Dieses Wunderwerk an Konzertarchitektur, entworfen von dem französischen Architekten Rudy Ricciotti, wurde 2000 eröffnet, vor 25 Jahren also. Das Jubiläum hat der Nikolaisaal bereits im September mit einer Festwoche gefeiert, doch es wird die gesamte Spielzeit 2025/26 präsent sein – „mit Künstlerinnen und Künstlern, die dem Haus und seiner Geschichte verbunden sind“, erklärt Programmdirektor Michael Dühn, darunter Pianist Fazil Say, Geigerin Lisa Batiashvili, Sänger und Regisseur Rolando Villazón oder Harfenist Xavier de Maistre.
Die Geschichte des Saals beginnt nicht erst im Jahr 2000. Die Wohnbebauung in der damals noch Kleine Jägerstraße genannten Adresse entstand bereits im 18. Jahrhundert, der St.-Nikolai-Gemeinsaal 1909. Er wurde bald als zu eng und düster empfunden, 1934 ließ ihn der Architekt Hanns Dustmann umbauen und lichter gestalten. Dustmann war dem NS-Regime eng verbunden, nach dem Krieg hat er vor allem Bank- und Bürogebäude entworfen, aber auch den berühmten zweigeschossigen Bau des Cafés Kranzler am Kurfürstendamm mit Rotunde und rotgestreiften Markisen.
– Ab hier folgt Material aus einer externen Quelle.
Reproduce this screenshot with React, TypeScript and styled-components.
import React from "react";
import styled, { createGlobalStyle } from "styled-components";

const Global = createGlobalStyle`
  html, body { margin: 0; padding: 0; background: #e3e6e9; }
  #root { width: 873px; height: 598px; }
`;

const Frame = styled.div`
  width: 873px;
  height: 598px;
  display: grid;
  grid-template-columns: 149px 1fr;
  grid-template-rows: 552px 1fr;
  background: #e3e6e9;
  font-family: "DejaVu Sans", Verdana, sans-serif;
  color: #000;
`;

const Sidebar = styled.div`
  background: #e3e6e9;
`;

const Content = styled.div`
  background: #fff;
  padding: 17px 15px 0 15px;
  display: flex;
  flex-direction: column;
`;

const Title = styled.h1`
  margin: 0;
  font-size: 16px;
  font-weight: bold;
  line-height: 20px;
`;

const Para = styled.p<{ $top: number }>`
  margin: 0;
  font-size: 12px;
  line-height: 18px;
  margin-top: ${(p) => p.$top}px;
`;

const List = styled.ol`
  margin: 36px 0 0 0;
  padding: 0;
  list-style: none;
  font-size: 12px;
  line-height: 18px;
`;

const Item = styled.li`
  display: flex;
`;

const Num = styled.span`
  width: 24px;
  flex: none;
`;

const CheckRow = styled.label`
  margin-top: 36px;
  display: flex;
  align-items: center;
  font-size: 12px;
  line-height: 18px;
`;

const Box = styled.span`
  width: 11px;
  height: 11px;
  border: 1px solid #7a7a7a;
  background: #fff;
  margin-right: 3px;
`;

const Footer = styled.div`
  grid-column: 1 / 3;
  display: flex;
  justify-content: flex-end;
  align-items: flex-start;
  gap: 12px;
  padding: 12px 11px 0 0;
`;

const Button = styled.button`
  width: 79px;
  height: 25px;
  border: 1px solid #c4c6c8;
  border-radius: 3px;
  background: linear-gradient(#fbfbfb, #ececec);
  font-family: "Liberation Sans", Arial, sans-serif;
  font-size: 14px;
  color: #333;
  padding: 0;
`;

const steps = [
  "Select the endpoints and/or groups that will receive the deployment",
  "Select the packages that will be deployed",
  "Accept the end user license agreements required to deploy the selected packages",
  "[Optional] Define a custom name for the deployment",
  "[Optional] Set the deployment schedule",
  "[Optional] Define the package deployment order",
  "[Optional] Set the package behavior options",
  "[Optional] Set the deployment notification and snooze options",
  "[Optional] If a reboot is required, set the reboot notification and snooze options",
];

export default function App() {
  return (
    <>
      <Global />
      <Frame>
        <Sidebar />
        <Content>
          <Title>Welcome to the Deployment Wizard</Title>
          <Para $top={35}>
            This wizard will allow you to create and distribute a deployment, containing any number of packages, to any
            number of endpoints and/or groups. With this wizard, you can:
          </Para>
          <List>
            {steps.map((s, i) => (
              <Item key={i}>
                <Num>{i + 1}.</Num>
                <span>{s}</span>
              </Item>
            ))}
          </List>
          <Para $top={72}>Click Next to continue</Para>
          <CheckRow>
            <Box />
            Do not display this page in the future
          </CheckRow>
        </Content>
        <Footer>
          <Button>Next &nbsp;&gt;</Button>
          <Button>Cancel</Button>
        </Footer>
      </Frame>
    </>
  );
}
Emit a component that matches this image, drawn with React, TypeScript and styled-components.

Zur sakralen Nutzung dieses „zweiten“ Nikolaisaals kam nach dem Krieg die künstlerische hinzu, als Sende- und Konzertsaal, Dietrich Fischer-Dieskau oder Wilhelm Kempff sind hier aufgetreten. Doch ab den 70er Jahren verfiel das Gebäude zusehends, erst nach der Wende fiel die segensreiche Entscheidung, hier einen komplett neuen, den „dritten“ Nikolaisaal zu errichten. Er habe aus Potsdam eine Metropole gemacht hat“, erklärte Brandenburgs Kulturministerin Manja Schüle anlässlich des Jubiläums.
Heute ist der Nikolaisaal nicht nur ein Ort für klassische Musik als Sitz der Kammerakademie Potsdam mit ihrem neuen künstlerischen Leiter François Leleux. Hier finden auch Jazzabende statt, die Chöre der Musikschule oder das Landespolizeiorchester treten auf, literarisch-musikalische Veranstaltungen ergänzen die aktuellen Ausstellungen im Museum Barberini. Der Nikolaisaal, er ist heute eine tragende, unverzichtbare Säule im kulturellen Leben der Landeshauptstadt.